In [2]:
from pyspark.rdd import RDD
from pyspark.sql import Row
from pyspark.sql import DataFrame
from pyspark.sql import SparkSession
from pyspark import SparkContext as sc
from pyspark.sql import SparkSession
from pyspark.sql import functions as F
from pyspark.sql.functions import udf,col
from pyspark.sql.types import ArrayType
from pyspark.sql.types import StringType
from pyspark.sql.types import IntegerType

import random
from pyspark.ml.classification import NaiveBayes
from pyspark.ml.evaluation import MulticlassClassificationEvaluator
from pyspark.ml.feature import CountVectorizer
from pyspark.ml.feature import StopWordsRemover
from pyspark.ml.clustering import KMeans
from pyspark.ml.evaluation import ClusteringEvaluator

In [3]:
# Initialize Spark session object

def init_spark():
    spark = SparkSession \
        .builder \
        .appName("Python Spark Naive Bayes CountVectorizer") \
        .getOrCreate()
    return spark
spark = init_spark()

Setting default log level to "WARN".
To adjust logging level use sc.setLogLevel(newLevel).

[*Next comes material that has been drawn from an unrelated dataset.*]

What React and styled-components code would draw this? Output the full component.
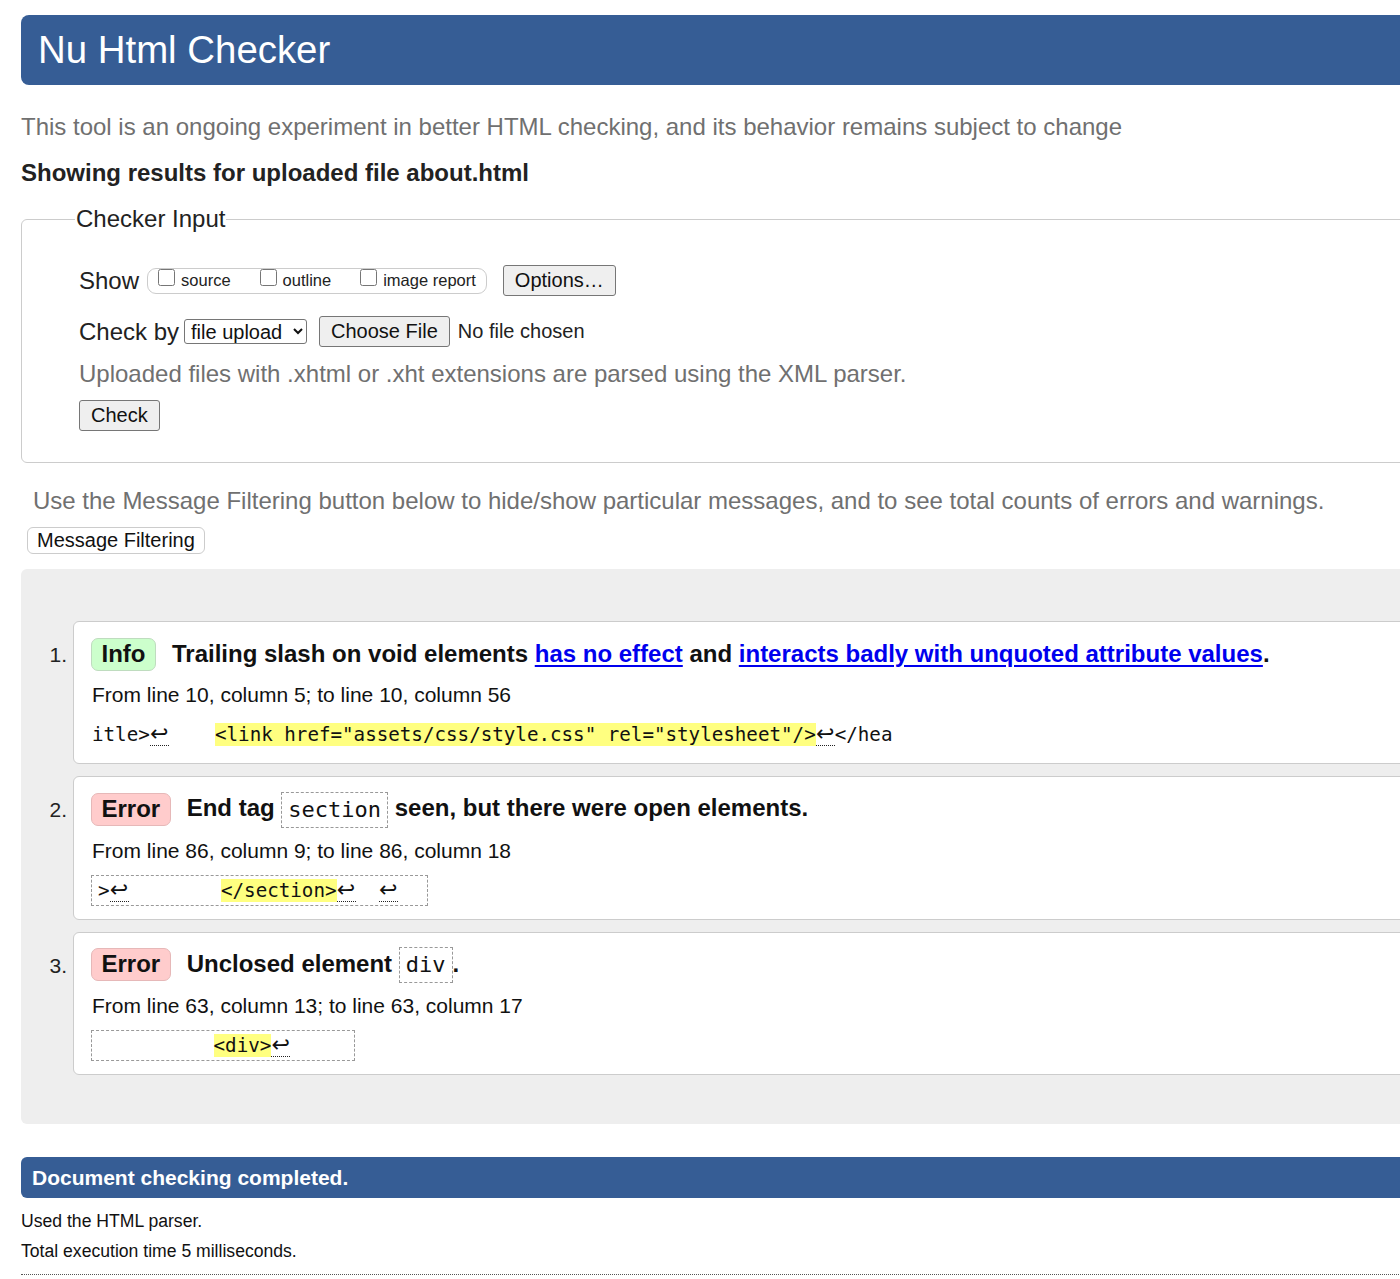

For SparkR, use setLogLevel(newLevel).


22/08/27 22:26:11 WARN NativeCodeLoader: Unable to load native-hadoop library for your platform... using builtin-java classes where applicable
22/08/27 22:26:13 WARN Utils: Service 'SparkUI' could not bind on port 4040. Attempting port 4041.


In [4]:
#Read lemmatized dataset created by WallStreetBets-CreateLemmas.ipynb 
data = spark.read.csv("../data/lemma.csv", header=True)

#id,label,lemmas
#ks1tzw,1,all|right|artist|.....
function_array = udf(lambda r: r.split("|"), ArrayType(StringType()))
function_toNumerical = udf(lambda r: int(r), IntegerType())
text_lemmas = data.withColumn('finished_lemmas', function_array('text')).drop('text').withColumn('label', function_toNumerical('label'))
print("Number of rows: ",text_lemmas.count())

Number of rows:  14827


In [5]:
# Get the Corpus.
# Removing stop words from the text lemmas. 

remover = StopWordsRemover(inputCol="finished_lemmas", outputCol="text")
filtered_df = remover.transform(text_lemmas)

In [6]:
# Create Document-Term Matrix by vectorizing the filtered text.
# - returns the features column: 
# (total nb of words, indices of each word in total vocab, count of each word)

to_vectorize = filtered_df.select('id', 'label', 'text')
cv = CountVectorizer(inputCol="text", outputCol="features")
model_vec = cv.fit(to_vectorize)
result_vec = model_vec.transform(to_vectorize)
print("Total count of vocabulary:", len(model_vec.vocabulary))
selectedData = result_vec.select('id', 'label','features', 'text')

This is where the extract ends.